Species of flowering plant

Pultenaea ochreata is a species of flowering plant in the family Fabaceae and is endemic to the south-west of Western Australia. It is an erect shrub with egg-shaped leaves with the narrower end towards the base and yellow-orange flowers with red or brown marks.

==Description==
Pultenaea ochreata is an erect shrub that typically grows to a height of up to 0.3–2 m. The leaves are egg-shaped with the narrower end towards the base, 5–35 mm long and 1–9 mm wide with stipules at the base. The flowers are yellow-orange with red or brown marks, and sessile. The sepals are hairy and 5.5–8 mm long with hairy bracteoles 2–3.5 mm long at the base. The standard petal is 11–13.4 mm long, the wings 9–10.5 mm long and the keel 10.4–12.5 mm long. Flowering occurs from July to October and the fruit is a flattened pod.

==Taxonomy and naming==
Pultenaea ochreata was first formally described in 1844 by Carl Meissner in Lehmann's Plantae Preissianae.
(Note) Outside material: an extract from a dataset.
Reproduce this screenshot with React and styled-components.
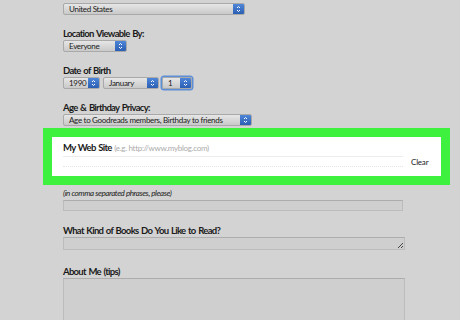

The specific epithet (ochreata) means "having a sheath" of stipules.

==Distribution and habitat==
This pultenaea grows in sandy soil in winter-west places in the Jarrah Forest, Swan Coastal Plain and Warren biogeographic regions of south-western Western Australia.

==Conservation status==
Pultenaea ochreata is classified as "not threatened" by the Government of Western Australia Department of Parks and Wildlife.